> WRITTEN EXERCISE
Scan the following material for the string "React" and copy each line in which it appears.

> DATA LINES
===
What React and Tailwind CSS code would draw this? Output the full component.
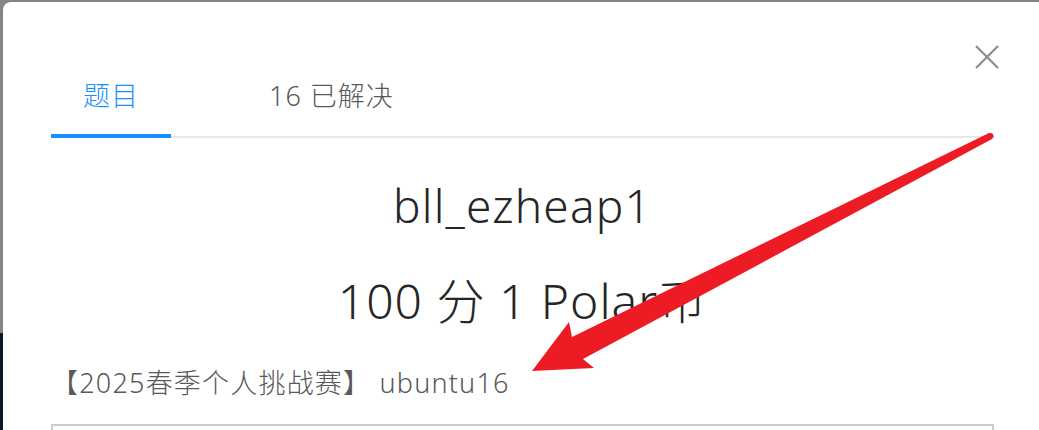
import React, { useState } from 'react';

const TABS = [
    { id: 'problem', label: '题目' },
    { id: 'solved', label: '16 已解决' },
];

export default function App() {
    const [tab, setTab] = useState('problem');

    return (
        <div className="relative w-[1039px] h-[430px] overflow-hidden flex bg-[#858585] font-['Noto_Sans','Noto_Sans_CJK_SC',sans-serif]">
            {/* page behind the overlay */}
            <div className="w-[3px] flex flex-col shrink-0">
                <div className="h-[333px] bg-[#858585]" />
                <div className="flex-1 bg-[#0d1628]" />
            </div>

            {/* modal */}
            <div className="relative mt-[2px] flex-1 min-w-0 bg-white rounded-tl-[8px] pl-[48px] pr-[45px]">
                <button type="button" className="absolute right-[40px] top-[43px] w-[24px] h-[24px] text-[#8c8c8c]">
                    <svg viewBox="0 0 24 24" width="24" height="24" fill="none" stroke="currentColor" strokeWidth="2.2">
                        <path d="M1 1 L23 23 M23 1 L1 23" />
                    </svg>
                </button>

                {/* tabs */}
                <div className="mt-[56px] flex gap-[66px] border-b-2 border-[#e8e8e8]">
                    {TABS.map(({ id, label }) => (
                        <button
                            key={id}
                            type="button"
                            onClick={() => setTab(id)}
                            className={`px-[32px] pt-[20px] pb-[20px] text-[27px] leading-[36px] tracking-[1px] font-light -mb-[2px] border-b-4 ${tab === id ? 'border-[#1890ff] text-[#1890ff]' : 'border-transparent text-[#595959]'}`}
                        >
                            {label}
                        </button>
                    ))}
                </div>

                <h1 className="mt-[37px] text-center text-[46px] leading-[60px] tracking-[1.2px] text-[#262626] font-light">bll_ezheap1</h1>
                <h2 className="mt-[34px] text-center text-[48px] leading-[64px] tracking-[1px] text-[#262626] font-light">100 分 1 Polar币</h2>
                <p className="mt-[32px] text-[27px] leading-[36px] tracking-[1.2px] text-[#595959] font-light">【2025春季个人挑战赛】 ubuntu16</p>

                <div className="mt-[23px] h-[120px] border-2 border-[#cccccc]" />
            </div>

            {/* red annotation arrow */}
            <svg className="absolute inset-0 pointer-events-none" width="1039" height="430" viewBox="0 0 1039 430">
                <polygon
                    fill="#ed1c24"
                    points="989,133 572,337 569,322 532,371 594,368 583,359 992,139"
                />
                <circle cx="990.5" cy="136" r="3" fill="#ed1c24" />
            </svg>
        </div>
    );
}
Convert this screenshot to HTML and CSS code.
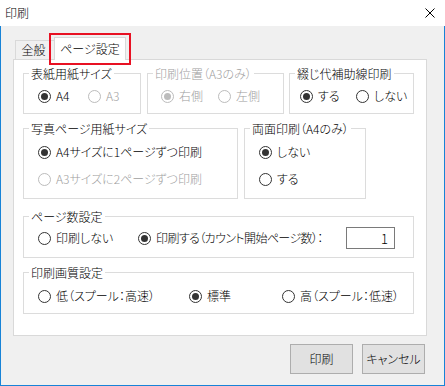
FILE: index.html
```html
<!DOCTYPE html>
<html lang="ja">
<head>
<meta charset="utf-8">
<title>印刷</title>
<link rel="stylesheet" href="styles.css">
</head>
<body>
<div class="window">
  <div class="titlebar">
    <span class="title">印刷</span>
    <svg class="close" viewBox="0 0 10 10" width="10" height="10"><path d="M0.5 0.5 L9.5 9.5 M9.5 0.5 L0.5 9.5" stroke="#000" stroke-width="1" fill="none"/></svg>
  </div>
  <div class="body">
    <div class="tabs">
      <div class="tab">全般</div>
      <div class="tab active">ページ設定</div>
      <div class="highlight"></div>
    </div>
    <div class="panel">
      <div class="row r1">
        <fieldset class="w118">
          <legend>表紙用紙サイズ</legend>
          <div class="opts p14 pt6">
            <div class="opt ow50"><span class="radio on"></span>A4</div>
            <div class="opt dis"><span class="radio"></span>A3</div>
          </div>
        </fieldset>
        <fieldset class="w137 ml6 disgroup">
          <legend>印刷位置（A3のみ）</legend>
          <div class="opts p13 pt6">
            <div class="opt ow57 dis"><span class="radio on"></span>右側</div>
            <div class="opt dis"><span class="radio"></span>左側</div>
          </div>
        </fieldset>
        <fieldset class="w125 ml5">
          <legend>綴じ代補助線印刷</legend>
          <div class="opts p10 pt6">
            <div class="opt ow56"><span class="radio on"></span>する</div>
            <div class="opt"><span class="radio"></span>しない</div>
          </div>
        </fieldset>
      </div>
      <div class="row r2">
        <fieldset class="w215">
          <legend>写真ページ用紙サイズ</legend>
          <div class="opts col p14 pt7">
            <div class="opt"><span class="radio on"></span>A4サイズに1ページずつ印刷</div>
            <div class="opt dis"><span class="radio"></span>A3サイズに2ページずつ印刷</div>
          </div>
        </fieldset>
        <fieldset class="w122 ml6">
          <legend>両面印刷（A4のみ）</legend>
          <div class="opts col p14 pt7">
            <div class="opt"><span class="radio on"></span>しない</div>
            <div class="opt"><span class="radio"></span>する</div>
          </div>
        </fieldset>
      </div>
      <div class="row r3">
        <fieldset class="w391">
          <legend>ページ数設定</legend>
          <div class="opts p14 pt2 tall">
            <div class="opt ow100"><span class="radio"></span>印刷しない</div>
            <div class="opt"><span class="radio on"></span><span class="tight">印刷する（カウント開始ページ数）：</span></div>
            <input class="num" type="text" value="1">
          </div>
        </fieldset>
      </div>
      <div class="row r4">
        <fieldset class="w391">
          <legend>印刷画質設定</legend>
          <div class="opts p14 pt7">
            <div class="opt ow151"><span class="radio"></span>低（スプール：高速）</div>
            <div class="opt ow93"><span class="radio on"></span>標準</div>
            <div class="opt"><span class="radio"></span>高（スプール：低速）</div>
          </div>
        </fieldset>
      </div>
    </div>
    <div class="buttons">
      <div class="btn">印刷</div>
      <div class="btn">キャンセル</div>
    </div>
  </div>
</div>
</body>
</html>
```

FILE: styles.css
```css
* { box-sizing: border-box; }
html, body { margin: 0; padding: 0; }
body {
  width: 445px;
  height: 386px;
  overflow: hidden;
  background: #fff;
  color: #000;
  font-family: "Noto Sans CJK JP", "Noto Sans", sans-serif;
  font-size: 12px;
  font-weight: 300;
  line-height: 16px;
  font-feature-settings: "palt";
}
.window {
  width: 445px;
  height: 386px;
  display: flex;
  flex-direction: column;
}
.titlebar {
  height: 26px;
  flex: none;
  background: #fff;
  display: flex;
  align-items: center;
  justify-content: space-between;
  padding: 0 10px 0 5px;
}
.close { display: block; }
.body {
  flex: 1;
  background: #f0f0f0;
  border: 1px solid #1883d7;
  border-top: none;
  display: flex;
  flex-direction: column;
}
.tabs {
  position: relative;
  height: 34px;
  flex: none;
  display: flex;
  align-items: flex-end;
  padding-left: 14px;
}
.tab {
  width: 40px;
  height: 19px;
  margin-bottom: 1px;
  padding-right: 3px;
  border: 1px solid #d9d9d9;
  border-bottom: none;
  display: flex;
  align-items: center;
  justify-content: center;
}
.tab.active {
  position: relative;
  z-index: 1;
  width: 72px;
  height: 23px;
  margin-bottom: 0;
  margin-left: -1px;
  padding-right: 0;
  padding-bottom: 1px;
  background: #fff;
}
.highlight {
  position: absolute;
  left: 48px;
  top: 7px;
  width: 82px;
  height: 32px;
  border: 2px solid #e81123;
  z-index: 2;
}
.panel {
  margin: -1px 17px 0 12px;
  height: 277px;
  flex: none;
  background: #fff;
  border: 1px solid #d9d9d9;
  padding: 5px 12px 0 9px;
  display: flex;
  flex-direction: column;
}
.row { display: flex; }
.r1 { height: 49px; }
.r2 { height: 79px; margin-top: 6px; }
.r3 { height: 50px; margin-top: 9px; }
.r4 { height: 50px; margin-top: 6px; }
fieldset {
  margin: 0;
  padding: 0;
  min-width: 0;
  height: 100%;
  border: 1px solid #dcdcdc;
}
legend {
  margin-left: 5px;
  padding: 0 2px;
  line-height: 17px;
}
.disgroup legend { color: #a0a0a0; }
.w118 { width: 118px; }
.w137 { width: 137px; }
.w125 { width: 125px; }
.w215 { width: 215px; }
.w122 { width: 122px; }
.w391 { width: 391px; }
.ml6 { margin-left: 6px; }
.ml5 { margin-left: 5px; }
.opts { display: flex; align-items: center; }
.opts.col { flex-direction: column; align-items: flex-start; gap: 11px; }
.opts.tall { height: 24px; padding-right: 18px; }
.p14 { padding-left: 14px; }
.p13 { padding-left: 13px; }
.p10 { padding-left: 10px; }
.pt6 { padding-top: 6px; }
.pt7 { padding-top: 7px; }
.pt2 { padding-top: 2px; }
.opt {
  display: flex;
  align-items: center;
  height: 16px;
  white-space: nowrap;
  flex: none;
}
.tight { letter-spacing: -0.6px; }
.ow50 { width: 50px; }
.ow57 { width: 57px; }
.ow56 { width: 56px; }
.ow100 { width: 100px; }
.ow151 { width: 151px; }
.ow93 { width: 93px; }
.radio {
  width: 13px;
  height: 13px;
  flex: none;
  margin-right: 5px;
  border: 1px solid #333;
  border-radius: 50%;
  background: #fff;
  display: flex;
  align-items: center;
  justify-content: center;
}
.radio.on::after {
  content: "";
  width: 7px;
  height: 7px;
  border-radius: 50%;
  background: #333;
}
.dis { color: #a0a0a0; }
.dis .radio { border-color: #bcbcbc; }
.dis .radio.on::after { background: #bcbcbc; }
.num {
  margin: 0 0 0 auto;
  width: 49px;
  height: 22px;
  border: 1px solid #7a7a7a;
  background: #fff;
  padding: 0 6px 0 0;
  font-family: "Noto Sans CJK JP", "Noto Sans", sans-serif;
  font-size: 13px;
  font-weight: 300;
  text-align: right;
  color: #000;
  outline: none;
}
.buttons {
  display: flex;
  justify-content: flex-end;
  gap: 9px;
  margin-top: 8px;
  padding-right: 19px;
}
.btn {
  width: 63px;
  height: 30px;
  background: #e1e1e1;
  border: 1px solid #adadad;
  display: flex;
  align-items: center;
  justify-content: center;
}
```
===
> ANSWER IN FULL
What React and Tailwind CSS code would draw this? Output the full component.
import React, { useState } from 'react';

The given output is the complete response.